Hazard explained that his mother, his girlfriend, Toni, and his cousin, Dennis Marrow,7 accompanied him to Oddo's office on the first occasion. Hazard testified that he told Oddo that he could not have been involved in the murder because he was in Ohio at the time. Thereafter, he indicated that the group discussed the various alibi witnesses that could be called. Of particular import is Petitioner's claim that he went over the details of his trip to Ohio with Oddo, including the time that he left Providence and the route that they traveled. The Petitioner explained that he arose at about 7:30 in the morning, gassed up the car that they were to use, waited while a second car with relatives arrived and then proceeded as a tandem pair to Interstate 95. Petitioner further testified that he explained to Oddo that once they were over the George Washington Bridge, they got "pulled over." Because Petitioner claimed that they received no ticket or warning from the police officer who had given them a break, Oddo told Petitioner that there was nothing they could do with the traffic stop evidence. When the Petitioner inquired of Oddo as to whether or not they could employ an investigator to look into the traffic stop issue, Oddo allegedly indicated that if there was no ticket, there was no need to investigate.

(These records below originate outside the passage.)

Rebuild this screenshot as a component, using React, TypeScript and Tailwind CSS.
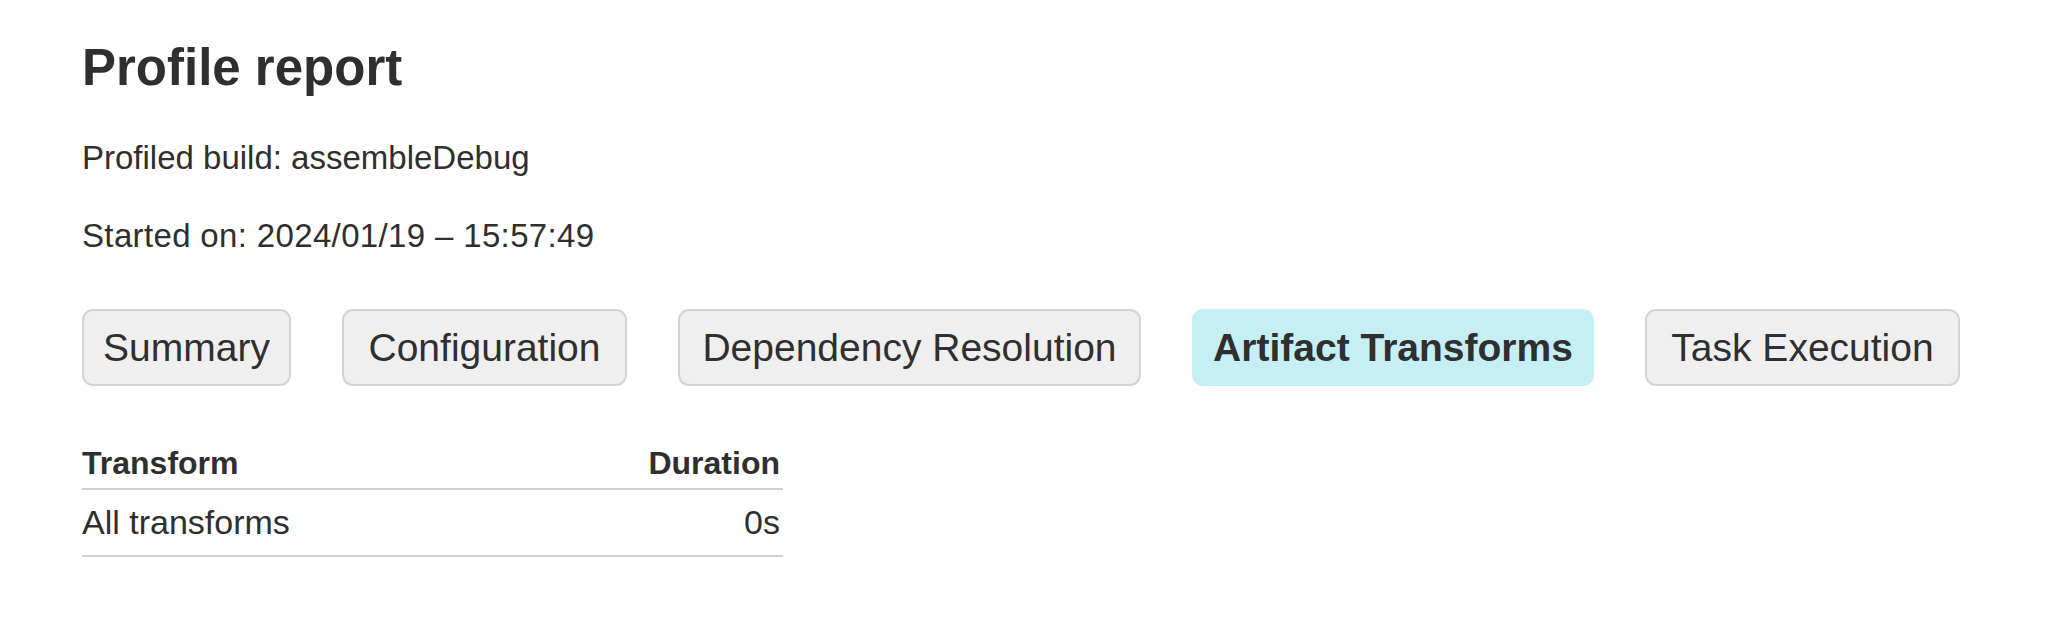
import React from "react";

const tabs = [
  { label: "Summary", width: "w-[209px]", active: false },
  { label: "Configuration", width: "w-[285px]", active: false },
  { label: "Dependency Resolution", width: "w-[463px]", active: false },
  { label: "Artifact Transforms", width: "w-[402px]", active: true },
  { label: "Task Execution", width: "w-[315px]", active: false },
];

function TabButton({
  label,
  width,
  active,
}: {
  label: string;
  width: string;
  active: boolean;
}) {
  return (
    <button
      type="button"
      className={
        active
          ? `${width} h-[77px] rounded-[11px] border-2 border-[#c6eff5] bg-[#c6eff5] text-center text-[39px] font-bold leading-[45px] text-[#2f2f2f]`
          : `${width} h-[77px] rounded-[11px] border-2 border-[#d3d3d3] bg-[#efefef] text-center text-[39px] leading-[45px] text-[#2f2f2f]`
      }
    >
      {label}
    </button>
  );
}

export default function App() {
  return (
    <div
      className="min-h-[622px] w-full bg-white px-[82px] pt-[43px] text-[#2f2f2f]"
      style={{ fontFamily: '"Liberation Sans", Arial, sans-serif' }}
    >
      <h1 className="text-[51px] font-bold leading-[50px]">Profile report</h1>
      <p className="mt-[48px] text-[33px] leading-[33px]">
        Profiled build: assembleDebug
      </p>
      <p className="mt-[45px] text-[33px] leading-[33px] tracking-[0.35px]">
        Started on: 2024/01/19 – 15:57:49
      </p>

      <div className="mt-[57px] flex gap-[51px]">
        {tabs.map((tab) => (
          <TabButton
            key={tab.label}
            label={tab.label}
            width={tab.width}
            active={tab.active}
          />
        ))}
      </div>

      <table className="mt-[62px] w-[701px] border-collapse">
        <thead>
          <tr className="border-b-2 border-[#cfcfcf]">
            <th className="pb-[9px] text-left text-[32px] font-bold leading-[31px]">
              Transform
            </th>
            <th className="pb-[9px] pr-[3px] text-right text-[32px] font-bold leading-[31px]">
              Duration
            </th>
          </tr>
        </thead>
        <tbody>
          <tr className="border-b-2 border-[#cfcfcf]">
            <td className="pt-[16px] pb-[16px] text-[34px] leading-[33px]">
              All transforms
            </td>
            <td className="pt-[16px] pb-[16px] pr-[3px] text-right text-[34px] leading-[33px]">
              0s
            </td>
          </tr>
        </tbody>
      </table>
    </div>
  );
}
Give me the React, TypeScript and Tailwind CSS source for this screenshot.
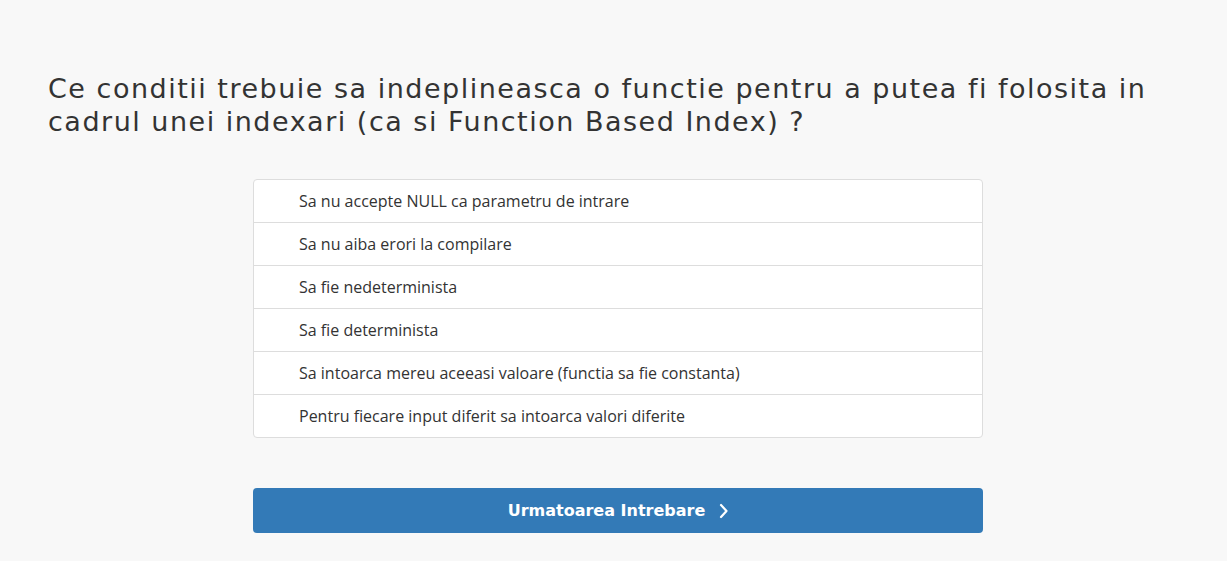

Petitioner testified that at some point before the bail hearing he discussed with Oddo that he was driving the car which had been stopped. Petitioner further testified that the car which he was driving had been leased by Toni Fortes and that just shortly after crossing the George Washington Bridge — perhaps within one mile — he was pulled over while driving.8 The trooper approached the car at which time Petitioner indicated that his license had been suspended. Petitioner then gave the trooper his brother's license and showed the officer the rental agreement for the car in which they were riding. Petitioner was insistent that the officer never gave them a written warning. He was equally insistent that he talked with his attorney about the traffic stop several times before the trial.
Of significance to this Court are the facts that: (1) Petitioner allegedly directed his brother not to mention the fact that Petitioner was driving at the time of the traffic stop;9 (2) no witness called on behalf of Petitioner at either the bail hearing or trial mentioned the traffic stop in New Jersey; and (3) Petitioner admits that he never told TheJournal reporter investigating his alibi that he was the driver of the car that was stopped until a reporter advised him that warnings issued by the New Jersey State Police were destroyed after thirty days and that the warning issued on the date in question could not be located.
Also of import in evaluating the credibility of Petitioner is a tape recording introduced into evidence which reflected a November 14, 1998 telephone conversation between the Petitioner10 and John Osmond (Osmond), an apparently well-intended citizen who believes in Hazard's innocence. Prior to that conversation, it is obvious that Osmond was told that Petitioner was driving the car at the time of the traffic stop. Subsequent to that revelation, it was learned by Hazard and Osmond (as reported in the November 12, 1998 edition of TheProvidence Journal) that the warning which had been issued to Kyle Hazard on the morning of July 18, 1996, had been recovered. In response to questioning by Osmond, the Petitioner indicated that had he known the warning still existed and reflected that Kyle was the driver, he would have told Osmond that Kyle was the driver, not himself.
There is another reason why Petitioner's testimony rings hollow. Petitioner claimed that the reason he told his brother Kyle to testify that Kyle was the driver and not Petitioner, was that Petitioner was concerned about how the court would use the disclosure that he was driving on a suspended license. However, petitioner candidly admitted that he drove about the streets of Providence during the summer of 1996 and was frequently stopped by the Providence Police even though they knew he was driving on a suspended license. This latter fact strongly suggests Hazard had no real concern that the authorities would consider his driving without a valid license significant regarding the issue of bail. Petitioner's testimony was not credible.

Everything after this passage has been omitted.